Really if you can afford to tie up the cash, there's no downside to a BOFA secured card. You get either the Cash or Travel rewards package, it graduates after a year to a tradeline you can keep forever, and can get the AF removed after graduation too.
In the situation that's described, while I'd still likely pickup the BOFA card, I'd try at a few places which recognize the AU: a lot of CU's would be a good bet on that, and Cap One is by default a place one should always check with first as might qualify for a QS or QS One which is an excellent card all things considered regardless of credit strata.
That'd probably be:
Secured BOFA (why take chances if you can afford the deposit)
Unsecured C1 QS or QS One worst case shot
Likely unsecured CU card, local is best if you have one, DCU or Alliant or SDFCU are all reasonable selections too.
Failling that a SDFCU secured card would be my fallback, which isn't a terrible card either though doesn't graduate.
BTW rev the only options for 3-2-1 secured is for students. Is that option open for everybody ? I am just curious.
@mongstradamus wrote:BTW rev the only options for 3-2-1 secured is for students. Is that option open for everybody ? I am just curious.

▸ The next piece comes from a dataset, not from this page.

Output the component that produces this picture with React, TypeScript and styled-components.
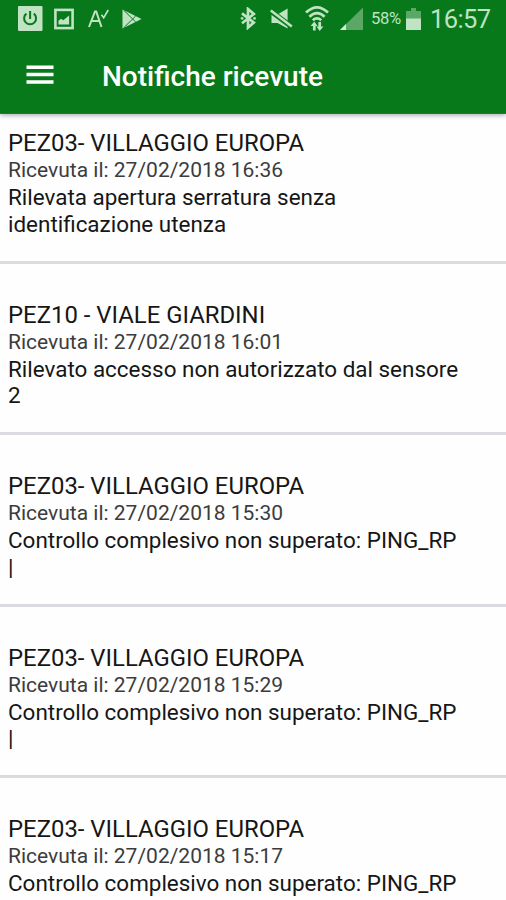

Yes, is open to anyone. I got a regular secured and asked by secure chat to change to 3-2-1 and they sent a new card.
@mongstradamus wrote:
@Revelate wrote:
@mongstradamus wrote:I think BOA secured is one of the ones that graduate to an real BOA 3-2-1 card. I think you can also get secured version of 3-2-1, but you may need to be student or something i forget what the stipulations are.
Really if you can afford to tie up the cash, there's no downside to a BOFA secured card. You get either the Cash or Travel rewards package, it graduates after a year to a tradeline you can keep forever, and can get the AF removed after graduation too.
In the situation that's described, while I'd still likely pickup the BOFA card, I'd try at a few places which recognize the AU: a lot of CU's would be a good bet on that, and Cap One is by default a place one should always check with first as might qualify for a QS or QS One which is an excellent card all things considered regardless of credit strata.
That'd probably be:
Secured BOFA (why take chances if you can afford the deposit)
Unsecured C1 QS or QS One worst case shot
Likely unsecured CU card, local is best if you have one, DCU or Alliant or SDFCU are all reasonable selections too.
Failling that a SDFCU secured card would be my fallback, which isn't a terrible card either though doesn't graduate.
BTW rev the only options for 3-2-1 secured is for students. Is that option open for everybody ? I am just curious.
You can add either the Cash or Travel rewards packages to a secured card with BOFA simply by asking for it after approval, don't know why they don't market that more heavily, as Open123 state it's best in class at this credit strata.